>> START
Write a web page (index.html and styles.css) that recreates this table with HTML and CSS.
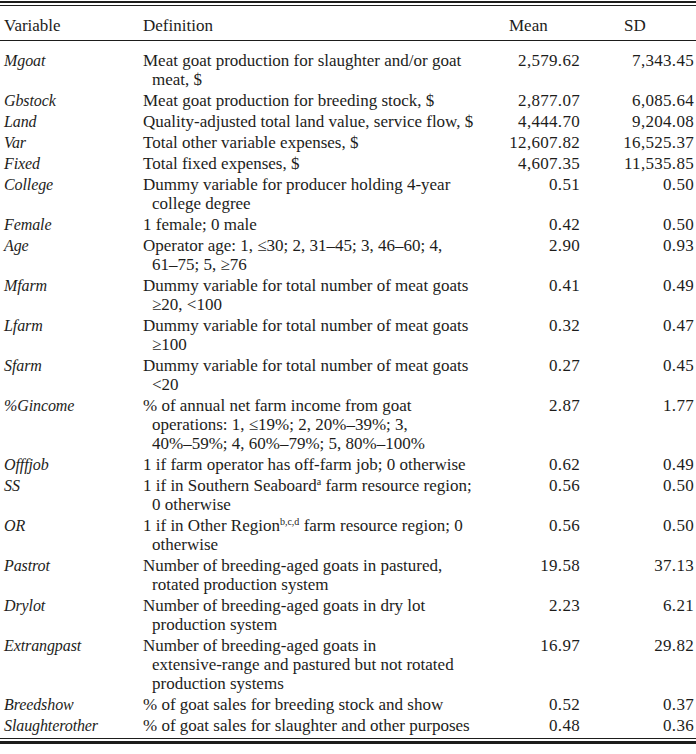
FILE: index.html
```html
<!DOCTYPE html>
<html lang="en">
<head>
<meta charset="utf-8">
<title>Variable definitions</title>
<link rel="stylesheet" href="styles.css">
</head>
<body>
<div class="rule-top"></div>
<table class="vars">
  <colgroup>
    <col class="w-var">
    <col class="w-def">
    <col class="w-mean">
    <col class="w-sd">
  </colgroup>
  <thead>
    <tr>
      <th class="c-var">Variable</th>
      <th class="c-def">Definition</th>
      <th class="c-mean">Mean</th>
      <th class="c-sd">SD</th>
    </tr>
  </thead>
  <tbody>
    <tr class="first"><td class="c-var">Mgoat</td><td class="c-def">Meat goat production for slaughter and/or goat<br>meat, $</td><td class="c-mean">2,579.62</td><td class="c-sd">7,343.45</td></tr>
    <tr><td class="c-var">Gbstock</td><td class="c-def">Meat goat production for breeding stock, $</td><td class="c-mean">2,877.07</td><td class="c-sd">6,085.64</td></tr>
    <tr><td class="c-var">Land</td><td class="c-def">Quality-adjusted total land value, service flow, $</td><td class="c-mean">4,444.70</td><td class="c-sd">9,204.08</td></tr>
    <tr><td class="c-var">Var</td><td class="c-def">Total other variable expenses, $</td><td class="c-mean">12,607.82</td><td class="c-sd">16,525.37</td></tr>
    <tr><td class="c-var">Fixed</td><td class="c-def">Total fixed expenses, $</td><td class="c-mean">4,607.35</td><td class="c-sd">11,535.85</td></tr>
    <tr><td class="c-var">College</td><td class="c-def">Dummy variable for producer holding 4-year<br>college degree</td><td class="c-mean">0.51</td><td class="c-sd">0.50</td></tr>
    <tr><td class="c-var">Female</td><td class="c-def">1 female; 0 male</td><td class="c-mean">0.42</td><td class="c-sd">0.50</td></tr>
    <tr><td class="c-var">Age</td><td class="c-def">Operator age: 1, ≤30; 2, 31–45; 3, 46–60; 4,<br>61–75; 5, ≥76</td><td class="c-mean">2.90</td><td class="c-sd">0.93</td></tr>
    <tr><td class="c-var">Mfarm</td><td class="c-def">Dummy variable for total number of meat goats<br>≥20, &lt;100</td><td class="c-mean">0.41</td><td class="c-sd">0.49</td></tr>
    <tr><td class="c-var">Lfarm</td><td class="c-def">Dummy variable for total number of meat goats<br>≥100</td><td class="c-mean">0.32</td><td class="c-sd">0.47</td></tr>
    <tr><td class="c-var">Sfarm</td><td class="c-def">Dummy variable for total number of meat goats<br>&lt;20</td><td class="c-mean">0.27</td><td class="c-sd">0.45</td></tr>
    <tr><td class="c-var">%Gincome</td><td class="c-def">% of annual net farm income from goat<br>operations: 1, ≤19%; 2, 20%–39%; 3,<br>40%–59%; 4, 60%–79%; 5, 80%–100%</td><td class="c-mean">2.87</td><td class="c-sd">1.77</td></tr>
    <tr><td class="c-var">Offfjob</td><td class="c-def">1 if farm operator has off-farm job; 0 otherwise</td><td class="c-mean">0.62</td><td class="c-sd">0.49</td></tr>
    <tr><td class="c-var">SS</td><td class="c-def">1 if in Southern Seaboard<sup>a</sup> farm resource region;<br>0 otherwise</td><td class="c-mean">0.56</td><td class="c-sd">0.50</td></tr>
    <tr><td class="c-var">OR</td><td class="c-def">1 if in Other Region<sup>b,c,d</sup> farm resource region; 0<br>otherwise</td><td class="c-mean">0.56</td><td class="c-sd">0.50</td></tr>
    <tr><td class="c-var">Pastrot</td><td class="c-def">Number of breeding-aged goats in pastured,<br>rotated production system</td><td class="c-mean">19.58</td><td class="c-sd">37.13</td></tr>
    <tr><td class="c-var">Drylot</td><td class="c-def">Number of breeding-aged goats in dry lot<br>production system</td><td class="c-mean">2.23</td><td class="c-sd">6.21</td></tr>
    <tr><td class="c-var">Extrangpast</td><td class="c-def">Number of breeding-aged goats in<br>extensive-range and pastured but not rotated<br>production systems</td><td class="c-mean">16.97</td><td class="c-sd">29.82</td></tr>
    <tr><td class="c-var">Breedshow</td><td class="c-def">% of goat sales for breeding stock and show</td><td class="c-mean">0.52</td><td class="c-sd">0.37</td></tr>
    <tr class="last"><td class="c-var">Slaughterother</td><td class="c-def">% of goat sales for slaughter and other purposes</td><td class="c-mean">0.48</td><td class="c-sd">0.36</td></tr>
  </tbody>
</table>
<div class="rule-bottom"></div>
</body>
</html>
```
FILE: styles.css
```css
html, body {
  margin: 0;
  padding: 0;
  background: #ffffff;
}

body {
  font-family: "Liberation Serif", "Times New Roman", serif;
  font-size: 17px;
  color: #1d1d1b;
  width: 696px;
}

.rule-top {
  margin-top: 1px;
  height: 2px;
  border-top: 2px solid #1d1d1b;
  border-bottom: 1px solid #1d1d1b;
}

.rule-bottom {
  height: 2px;
  border-top: 1px solid #1d1d1b;
  border-bottom: 3px solid #1d1d1b;
}

.vars {
  width: 696px;
  table-layout: fixed;
  border-collapse: collapse;
  border-spacing: 0;
}

.w-var { width: 143px; }
.w-def { width: 337px; }
.w-mean { width: 103px; }
.w-sd { width: 113px; }

.vars th,
.vars td {
  padding: 0 0 2px 0;
  line-height: 19px;
  vertical-align: top;
  font-weight: normal;
  white-space: nowrap;
}

.vars thead th {
  padding-top: 10px;
  padding-bottom: 5px;
  border-bottom: 1px solid #1d1d1b;
  text-align: left;
}

.vars tbody tr.first td {
  padding-top: 10px;
}

.vars tbody tr.last td {
  padding-bottom: 3px;
}

.vars .c-var {
  padding-left: 4px;
}

.vars td.c-var {
  font-style: italic;
  font-size: 16px;
  letter-spacing: -0.1px;
}

.vars td.c-def {
  padding-left: 9px;
  text-indent: -9px;
}

.vars td.c-mean,
.vars td.c-sd {
  text-align: right;
  letter-spacing: 0.3px;
}

.vars td.c-mean {
  padding-right: 3px;
}

.vars td.c-sd {
  padding-right: 2px;
}

.vars th.c-mean {
  padding-left: 29px;
}

.vars th.c-sd {
  padding-left: 41px;
}

sup {
  font-size: 10px;
  line-height: 0;
  vertical-align: 6px;
}
```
>> END
REQUIREMENTS:
Reproduce all of the data exactly; the pictures do not belong in the copy.

WRITTEN ANSWER:
Write a web page (index.html and styles.css) that recreates this table with HTML and CSS.
FILE: index.html
```html
<!DOCTYPE html>
<html lang="en">
<head>
<meta charset="utf-8">
<title>Variable definitions</title>
<link rel="stylesheet" href="styles.css">
</head>
<body>
<div class="rule-top"></div>
<table class="vars">
  <colgroup>
    <col class="w-var">
    <col class="w-def">
    <col class="w-mean">
    <col class="w-sd">
  </colgroup>
  <thead>
    <tr>
      <th class="c-var">Variable</th>
      <th class="c-def">Definition</th>
      <th class="c-mean">Mean</th>
      <th class="c-sd">SD</th>
    </tr>
  </thead>
  <tbody>
    <tr class="first"><td class="c-var">Mgoat</td><td class="c-def">Meat goat production for slaughter and/or goat<br>meat, $</td><td class="c-mean">2,579.62</td><td class="c-sd">7,343.45</td></tr>
    <tr><td class="c-var">Gbstock</td><td class="c-def">Meat goat production for breeding stock, $</td><td class="c-mean">2,877.07</td><td class="c-sd">6,085.64</td></tr>
    <tr><td class="c-var">Land</td><td class="c-def">Quality-adjusted total land value, service flow, $</td><td class="c-mean">4,444.70</td><td class="c-sd">9,204.08</td></tr>
    <tr><td class="c-var">Var</td><td class="c-def">Total other variable expenses, $</td><td class="c-mean">12,607.82</td><td class="c-sd">16,525.37</td></tr>
    <tr><td class="c-var">Fixed</td><td class="c-def">Total fixed expenses, $</td><td class="c-mean">4,607.35</td><td class="c-sd">11,535.85</td></tr>
    <tr><td class="c-var">College</td><td class="c-def">Dummy variable for producer holding 4-year<br>college degree</td><td class="c-mean">0.51</td><td class="c-sd">0.50</td></tr>
    <tr><td class="c-var">Female</td><td class="c-def">1 female; 0 male</td><td class="c-mean">0.42</td><td class="c-sd">0.50</td></tr>
    <tr><td class="c-var">Age</td><td class="c-def">Operator age: 1, ≤30; 2, 31–45; 3, 46–60; 4,<br>61–75; 5, ≥76</td><td class="c-mean">2.90</td><td class="c-sd">0.93</td></tr>
    <tr><td class="c-var">Mfarm</td><td class="c-def">Dummy variable for total number of meat goats<br>≥20, &lt;100</td><td class="c-mean">0.41</td><td class="c-sd">0.49</td></tr>
    <tr><td class="c-var">Lfarm</td><td class="c-def">Dummy variable for total number of meat goats<br>≥100</td><td class="c-mean">0.32</td><td class="c-sd">0.47</td></tr>
    <tr><td class="c-var">Sfarm</td><td class="c-def">Dummy variable for total number of meat goats<br>&lt;20</td><td class="c-mean">0.27</td><td class="c-sd">0.45</td></tr>
    <tr><td class="c-var">%Gincome</td><td class="c-def">% of annual net farm income from goat<br>operations: 1, ≤19%; 2, 20%–39%; 3,<br>40%–59%; 4, 60%–79%; 5, 80%–100%</td><td class="c-mean">2.87</td><td class="c-sd">1.77</td></tr>
    <tr><td class="c-var">Offfjob</td><td class="c-def">1 if farm operator has off-farm job; 0 otherwise</td><td class="c-mean">0.62</td><td class="c-sd">0.49</td></tr>
    <tr><td class="c-var">SS</td><td class="c-def">1 if in Southern Seaboard<sup>a</sup> farm resource region;<br>0 otherwise</td><td class="c-mean">0.56</td><td class="c-sd">0.50</td></tr>
    <tr><td class="c-var">OR</td><td class="c-def">1 if in Other Region<sup>b,c,d</sup> farm resource region; 0<br>otherwise</td><td class="c-mean">0.56</td><td class="c-sd">0.50</td></tr>
    <tr><td class="c-var">Pastrot</td><td class="c-def">Number of breeding-aged goats in pastured,<br>rotated production system</td><td class="c-mean">19.58</td><td class="c-sd">37.13</td></tr>
    <tr><td class="c-var">Drylot</td><td class="c-def">Number of breeding-aged goats in dry lot<br>production system</td><td class="c-mean">2.23</td><td class="c-sd">6.21</td></tr>
    <tr><td class="c-var">Extrangpast</td><td class="c-def">Number of breeding-aged goats in<br>extensive-range and pastured but not rotated<br>production systems</td><td class="c-mean">16.97</td><td class="c-sd">29.82</td></tr>
    <tr><td class="c-var">Breedshow</td><td class="c-def">% of goat sales for breeding stock and show</td><td class="c-mean">0.52</td><td class="c-sd">0.37</td></tr>
    <tr class="last"><td class="c-var">Slaughterother</td><td class="c-def">% of goat sales for slaughter and other purposes</td><td class="c-mean">0.48</td><td class="c-sd">0.36</td></tr>
  </tbody>
</table>
<div class="rule-bottom"></div>
</body>
</html>
```
FILE: styles.css
```css
html, body {
  margin: 0;
  padding: 0;
  background: #ffffff;
}

body {
  font-family: "Liberation Serif", "Times New Roman", serif;
  font-size: 17px;
  color: #1d1d1b;
  width: 696px;
}

.rule-top {
  margin-top: 1px;
  height: 2px;
  border-top: 2px solid #1d1d1b;
  border-bottom: 1px solid #1d1d1b;
}

.rule-bottom {
  height: 2px;
  border-top: 1px solid #1d1d1b;
  border-bottom: 3px solid #1d1d1b;
}

.vars {
  width: 696px;
  table-layout: fixed;
  border-collapse: collapse;
  border-spacing: 0;
}

.w-var { width: 143px; }
.w-def { width: 337px; }
.w-mean { width: 103px; }
.w-sd { width: 113px; }

.vars th,
.vars td {
  padding: 0 0 2px 0;
  line-height: 19px;
  vertical-align: top;
  font-weight: normal;
  white-space: nowrap;
}

.vars thead th {
  padding-top: 10px;
  padding-bottom: 5px;
  border-bottom: 1px solid #1d1d1b;
  text-align: left;
}

.vars tbody tr.first td {
  padding-top: 10px;
}

.vars tbody tr.last td {
  padding-bottom: 3px;
}

.vars .c-var {
  padding-left: 4px;
}

.vars td.c-var {
  font-style: italic;
  font-size: 16px;
  letter-spacing: -0.1px;
}

.vars td.c-def {
  padding-left: 9px;
  text-indent: -9px;
}

.vars td.c-mean,
.vars td.c-sd {
  text-align: right;
  letter-spacing: 0.3px;
}

.vars td.c-mean {
  padding-right: 3px;
}

.vars td.c-sd {
  padding-right: 2px;
}

.vars th.c-mean {
  padding-left: 29px;
}

.vars th.c-sd {
  padding-left: 41px;
}

sup {
  font-size: 10px;
  line-height: 0;
  vertical-align: 6px;
}
```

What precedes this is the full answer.